Fast Food Feeds

William Liao
2 min readJul 11, 2024

Much of my social media and news/video feed consumption has felt like eating fast food lately.

Being able to quickly open and refresh a news feed or pull up a short clip at the swipe or tap of one finger provides an immediate sense of reward that, thanks to the efforts of thousands of engineers, is remarkably difficult to resist. It’s like being able to access my favorite burger from McDonalds at the snap of my fingers.

Yet, no matter how initially rewarding this behavior is it consistently fails to deliver any lasting sense of fulfillment that, though was never promised, I was perhaps hoping for.

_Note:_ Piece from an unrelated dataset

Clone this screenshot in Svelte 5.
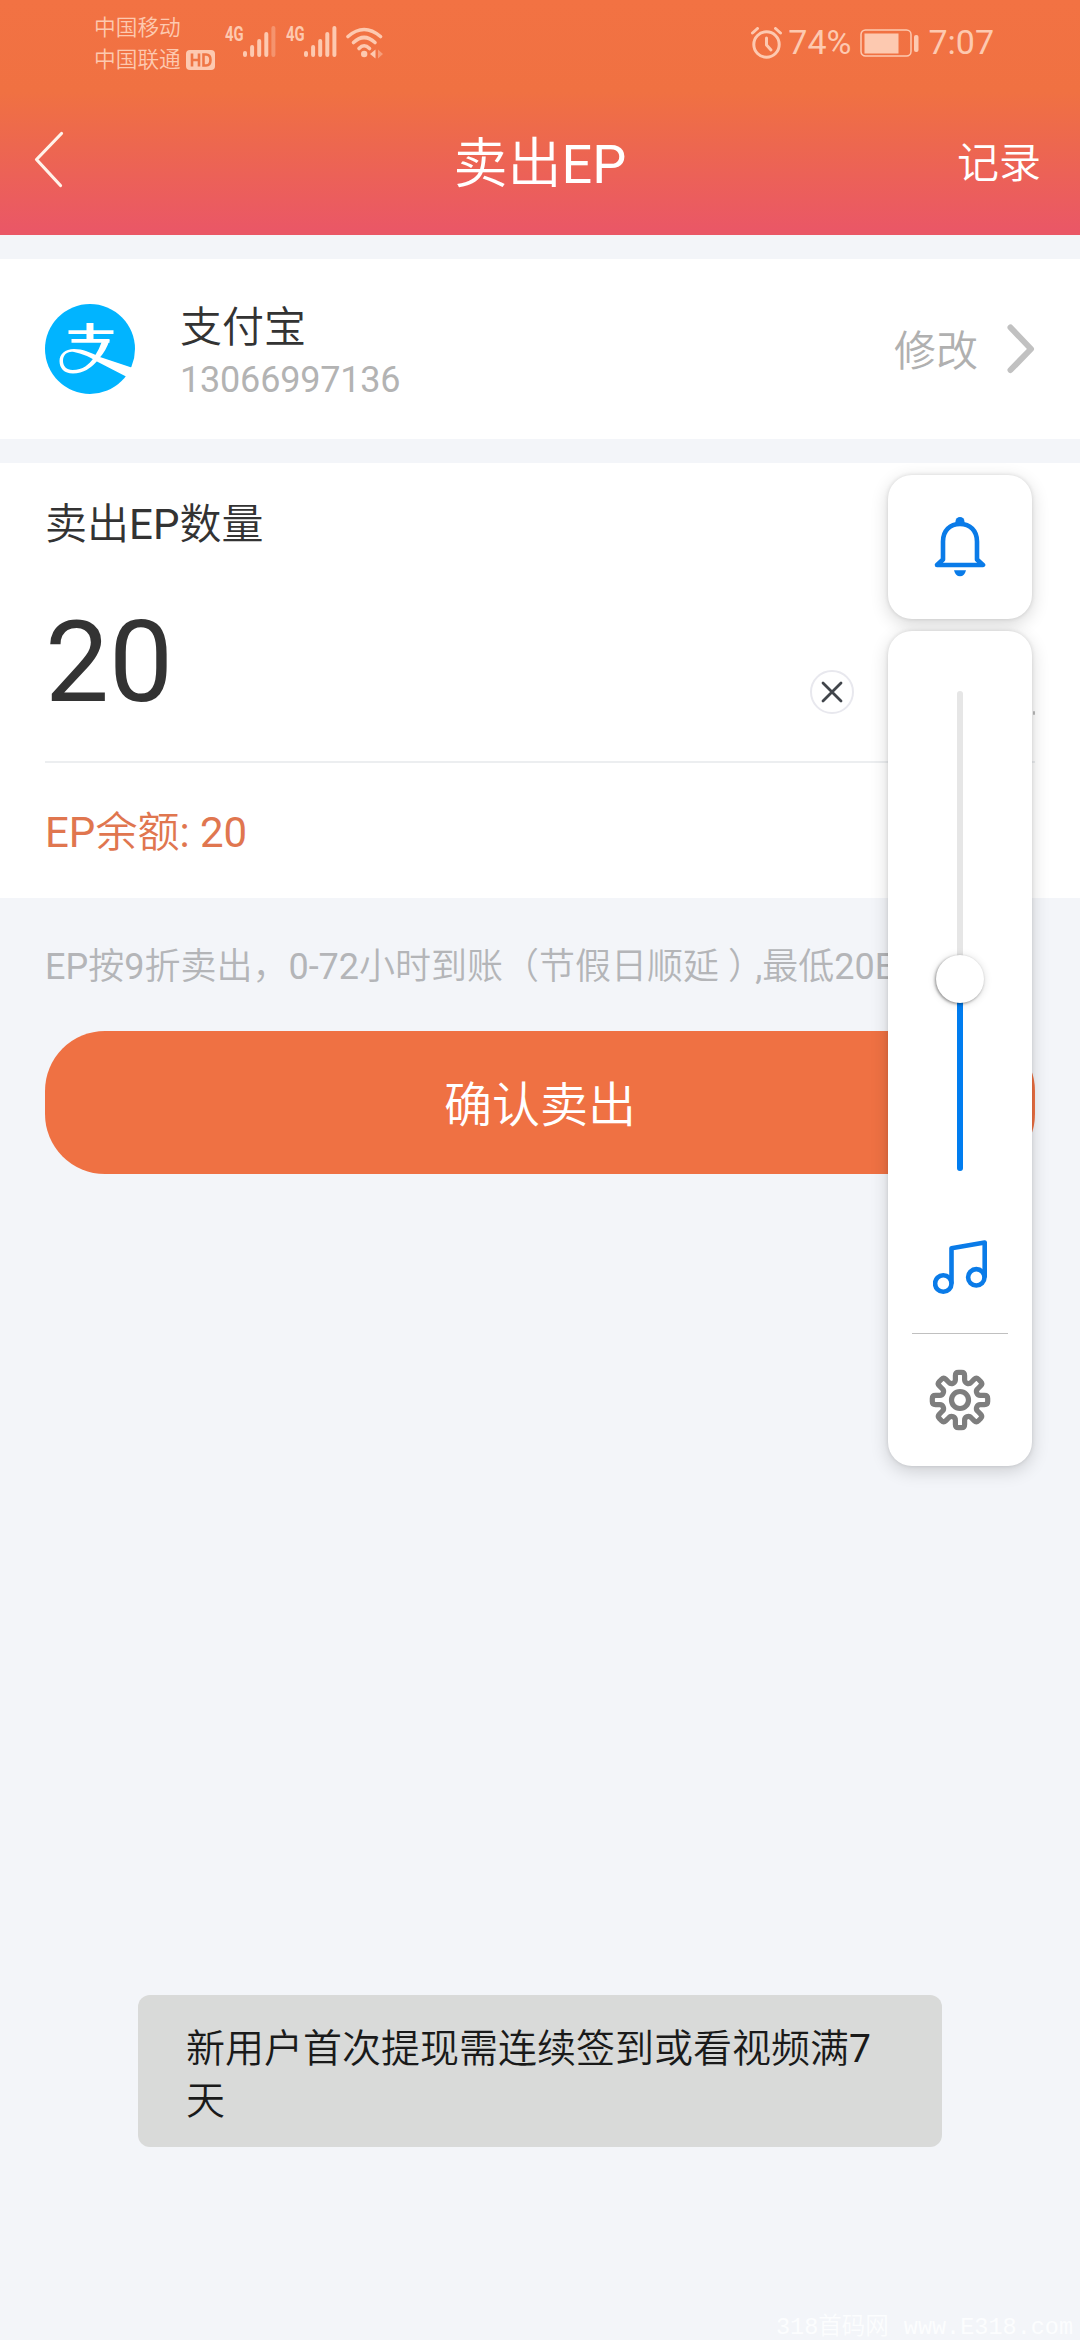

Authors like Cal Newport (Deep Work), Nicholas Carr (The Shallows), and Jenny Odell (How to Do Nothing: Resisting the Attention Economy) have all made compelling cases that we’re in an epidemic where technology meant to serve us is instead seizing our attention.

I don’t think there’s a magic pill to cure this predicament many of us find ourselves in, rather our best bet is to make deliberate choices daily to reclaim our attention.

You may not be able to get rid of your phone, but you can make it harder to reach.

When’s the last time you took a walk without periodically pulling out your phone? Resolving to go for a short walk without checking your messages or reading an article is another great start.

As I mentioned earlier, attention is arguably more valuable than time because what is good is the time allotted to us if it is spent being lost in distraction?

It would be a tragedy to wake up in an 80-year-old body, trying in earnest to reflect on the good bits of life only to realize how few we can recall because we spent most of our time sleep walking, tethered to a feed, instead of investing attention into our relationships and meaningful experiences.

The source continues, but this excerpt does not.